What is expected: Quote the whole listing word for word. Do not include the pictures.
====================
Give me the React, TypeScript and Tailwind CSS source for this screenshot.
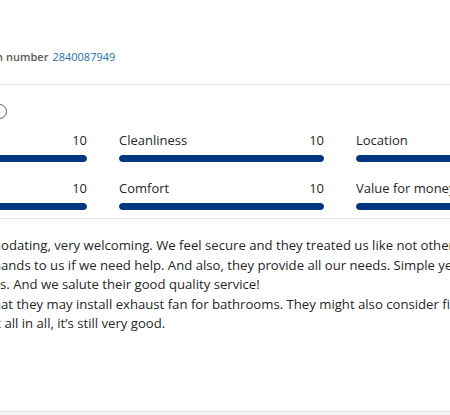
import React from 'react';

type Score = { label: string; value: number };

const scores: Score[] = [
  { label: 'Staff', value: 10 },
  { label: 'Cleanliness', value: 10 },
  { label: 'Location', value: 10 },
  { label: 'Facilities', value: 10 },
  { label: 'Comfort', value: 10 },
  { label: 'Value for money', value: 10 },
];

// each review line: the part clipped off on the left, and the visible part
const reviewLines: { cut: string; cutWidth: string; text: string }[] = [
  { cut: 'Very accomm', cutWidth: 'w-[1px]', text: 'odating, very welcoming. We feel secure and they treated us like not others' },
  { cut: 'always lend their h', cutWidth: 'w-[1px]', text: 'ands to us if we need help. And also, they provide all our needs. Simple yet' },
  { cut: 'the guest', cutWidth: 'w-[0px]', text: 's. And we salute their good quality service!' },
  { cut: 'I just hope th', cutWidth: 'w-[1px]', text: 'at they may install exhaust fan for bathrooms. They might also consider fixing' },
  { cut: 'But', cutWidth: 'w-[1px]', text: '\u00a0all in all, it\u2019s still very good.' },
];

const App: React.FC = () => {
  return (
    <div className="relative w-[450px] h-[415px] overflow-hidden bg-white font-['Open_Sans',sans-serif] text-[#262626]">
      {/* Booking number */}
      <div className="flex items-center pt-[49px] text-[11px] leading-[16px] whitespace-nowrap">
        <span className="flex w-[3px] shrink-0 justify-end overflow-hidden font-semibold text-[#595959]">Confirmation</span>
        <span className="ml-[3px] font-semibold text-[#595959]">number</span>
        <span className="ml-[4px] text-[#2a6ea6]">2840087949</span>
      </div>

      <div className="mt-[19px] border-t border-[#e3e3e3]" />

      {/* info icon, mostly clipped */}
      <div className="mt-[19px] ml-[-8px] w-[15px] h-[15px] rounded-full border border-[#5f5f5f]" />

      {/* Review scores */}
      <div className="mt-[12px] ml-[-118px] grid grid-cols-[205px_205px_205px] gap-x-[32px] gap-y-[17px] text-[13px] leading-[18px]">
        {scores.map((s) => (
          <div key={s.label} className="flex flex-col">
            <div className="flex justify-between whitespace-nowrap">
              <span>{s.label}</span>
              <span>{s.value}</span>
            </div>
            <div className="mt-[6px] h-[7px] rounded-[4px] bg-[#e6e6e6] overflow-hidden">
              <div className="h-full rounded-[4px] bg-[#003580]" style={{ width: `${s.value * 10}%` }} />
            </div>
          </div>
        ))}
      </div>

      <div className="mt-[8px] border-t border-[#e3e3e3]" />

      {/* Review text */}
      <div className="mt-[17px] text-[13.15px] leading-[19.5px] text-[#262626]">
        {reviewLines.map((l, i) => (
          <div key={i} className="flex whitespace-nowrap">
            <span className={`flex ${l.cutWidth} shrink-0 justify-end overflow-hidden`}>{l.cut}</span>
            <span>{l.text}</span>
          </div>
        ))}
      </div>

      {/* next card edge */}
      <div className="absolute left-0 right-0 bottom-0 h-[4px] border-t border-[#e0e0e0] bg-[#f5f5f5]" />
    </div>
  );
};

export default App;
====================
Answer in full:
Give me the React, TypeScript and Tailwind CSS source for this screenshot.
import React from 'react';

type Score = { label: string; value: number };

const scores: Score[] = [
  { label: 'Staff', value: 10 },
  { label: 'Cleanliness', value: 10 },
  { label: 'Location', value: 10 },
  { label: 'Facilities', value: 10 },
  { label: 'Comfort', value: 10 },
  { label: 'Value for money', value: 10 },
];

// each review line: the part clipped off on the left, and the visible part
const reviewLines: { cut: string; cutWidth: string; text: string }[] = [
  { cut: 'Very accomm', cutWidth: 'w-[1px]', text: 'odating, very welcoming. We feel secure and they treated us like not others' },
  { cut: 'always lend their h', cutWidth: 'w-[1px]', text: 'ands to us if we need help. And also, they provide all our needs. Simple yet' },
  { cut: 'the guest', cutWidth: 'w-[0px]', text: 's. And we salute their good quality service!' },
  { cut: 'I just hope th', cutWidth: 'w-[1px]', text: 'at they may install exhaust fan for bathrooms. They might also consider fixing' },
  { cut: 'But', cutWidth: 'w-[1px]', text: '\u00a0all in all, it\u2019s still very good.' },
];

const App: React.FC = () => {
  return (
    <div className="relative w-[450px] h-[415px] overflow-hidden bg-white font-['Open_Sans',sans-serif] text-[#262626]">
      {/* Booking number */}
      <div className="flex items-center pt-[49px] text-[11px] leading-[16px] whitespace-nowrap">
        <span className="flex w-[3px] shrink-0 justify-end overflow-hidden font-semibold text-[#595959]">Confirmation</span>
        <span className="ml-[3px] font-semibold text-[#595959]">number</span>
        <span className="ml-[4px] text-[#2a6ea6]">2840087949</span>
      </div>

      <div className="mt-[19px] border-t border-[#e3e3e3]" />

      {/* info icon, mostly clipped */}
      <div className="mt-[19px] ml-[-8px] w-[15px] h-[15px] rounded-full border border-[#5f5f5f]" />

      {/* Review scores */}
      <div className="mt-[12px] ml-[-118px] grid grid-cols-[205px_205px_205px] gap-x-[32px] gap-y-[17px] text-[13px] leading-[18px]">
        {scores.map((s) => (
          <div key={s.label} className="flex flex-col">
            <div className="flex justify-between whitespace-nowrap">
              <span>{s.label}</span>
              <span>{s.value}</span>
            </div>
            <div className="mt-[6px] h-[7px] rounded-[4px] bg-[#e6e6e6] overflow-hidden">
              <div className="h-full rounded-[4px] bg-[#003580]" style={{ width: `${s.value * 10}%` }} />
            </div>
          </div>
        ))}
      </div>

      <div className="mt-[8px] border-t border-[#e3e3e3]" />

      {/* Review text */}
      <div className="mt-[17px] text-[13.15px] leading-[19.5px] text-[#262626]">
        {reviewLines.map((l, i) => (
          <div key={i} className="flex whitespace-nowrap">
            <span className={`flex ${l.cutWidth} shrink-0 justify-end overflow-hidden`}>{l.cut}</span>
            <span>{l.text}</span>
          </div>
        ))}
      </div>

      {/* next card edge */}
      <div className="absolute left-0 right-0 bottom-0 h-[4px] border-t border-[#e0e0e0] bg-[#f5f5f5]" />
    </div>
  );
};

export default App;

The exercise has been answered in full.